WTI (West Texas Intermediate) crude forward prices opened on the NYMEX on Friday, October 4, at $52.29/barrel and rose to an open of $53.88/barrel on Friday, October 11, a recovery of $1.59/b (3.0%.) This morning, prices rose on the news of an attack on an Iranian-owned tanker near Jeddah. WTI prices hit highs above $54.50/b. But the price runup hit a peak, and prices then slid back essentially to their starting point. WTI prices are hovering around $54/b, and the week appears to be heading for a finish in the black. This week’s price recovery follows two weeks of decline. WTI crude is trading mainly in the range of $53.75/b-$54.75/b. The latest price is $54.17/b.

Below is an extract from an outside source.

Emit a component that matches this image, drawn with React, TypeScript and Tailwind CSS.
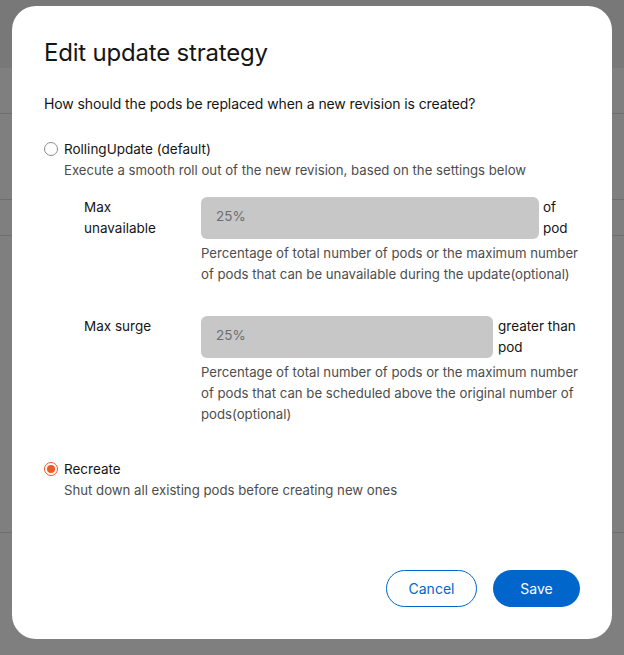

This morning’s attack on an Iranian-owned oil tanker caused a surge in oil prices, though some price gains were handed back within a few hours. The tanker was identified as the Suezmax Sabiti, reportedly struck by two missiles in the hull, suffering a fire, and leaking crude oil around 60 miles from Jeddah on the Red Sea.

Geopolitical concerns already had been elevated by the Turkish invasion of northern Syria, though the price impact had been muted by market oversupply. Turkey invaded northern Syria just days after the U.S. withdrew troops. The U.S. now reportedly will attempt to broker a cease fire. Oil prices did not spike, indicating that traders considered the market well-supplied. Geopolitical risks did not have the impact that otherwise they might have had. The attack on the Sabiti changed that today, but it is not clear whether the price increase will stick.

At least some level of geopolitical risk is considered the norm, and price impacts may be short-term. Most oil price forecasts foresee little upward movement this year. The Energy Information Administration (EIA) released its latest Short-Term Energy Outlook, cutting once again its forecast of oil prices. The EIA now forecasts a price of $57/b for West Texas Intermediate (WTI) crude in the second quarter of 2020. Previous forecasts were based on $62/b WTI.

The resumption of U.S.-China trade talks is causing on-again off-again market optimism. The trade war is viewed as a key factor slowing global demand growth. OPEC has reduced its forecast of oil demand for 2019, and the group announced that “all options are open” in terms of deepening production cuts in 2020. In the meantime, Nigeria was granted a higher production allowance of 1.774 million barrels per day (mmbpd,) versus 1.685 mmbpd. Initially, Nigeria was granted an exemption from participating in the cuts because of chronic internal unrest and attacks on oil infrastructure. However, Nigerian output has risen, and OPEC reported it at 1.866 mmbpd in August. Nigeria made the case that OPEC had not factored in new output from the Egina ultra deepwater field, and that its production ceiling should be raised. The field started producing this year, and it is expected to produce 200,000 bpd at its peak.

Fuel prices strengthened on Tuesday when the American Petroleum Institute (API) reported significant drawdowns from gasoline and diesel inventories, 5.9 million barrels (mmbbls) and 4.0 mmbbls respectively. These inventory deletions more than offset a 4.1-mmbbl addition to crude inventories. The API’s net inventory draw was 5.8 mmbbls.

The EIA released official statistics on Wednesday, agreeing with the pattern of crude build and product draw, but with lesser volumes. The EIA reported an addition of 2.927 mmbbls to crude inventories, more than offset by drawdowns of 1.213 mmbbls of gasoline and 3.943 mmbbls of diesel. The net result was an inventory draw of 2.229 mmbbls.

The EIA also reported that during the week ended October 4th, U.S. crude oil production hit a new record of 12.6 million barrels per day (mmbpd.) Baker Hughes reported on Friday that the U.S. active oil and gas rig count fell by 5 during the week ended October 4th. This was the seventh consecutive week that the rig count has fallen.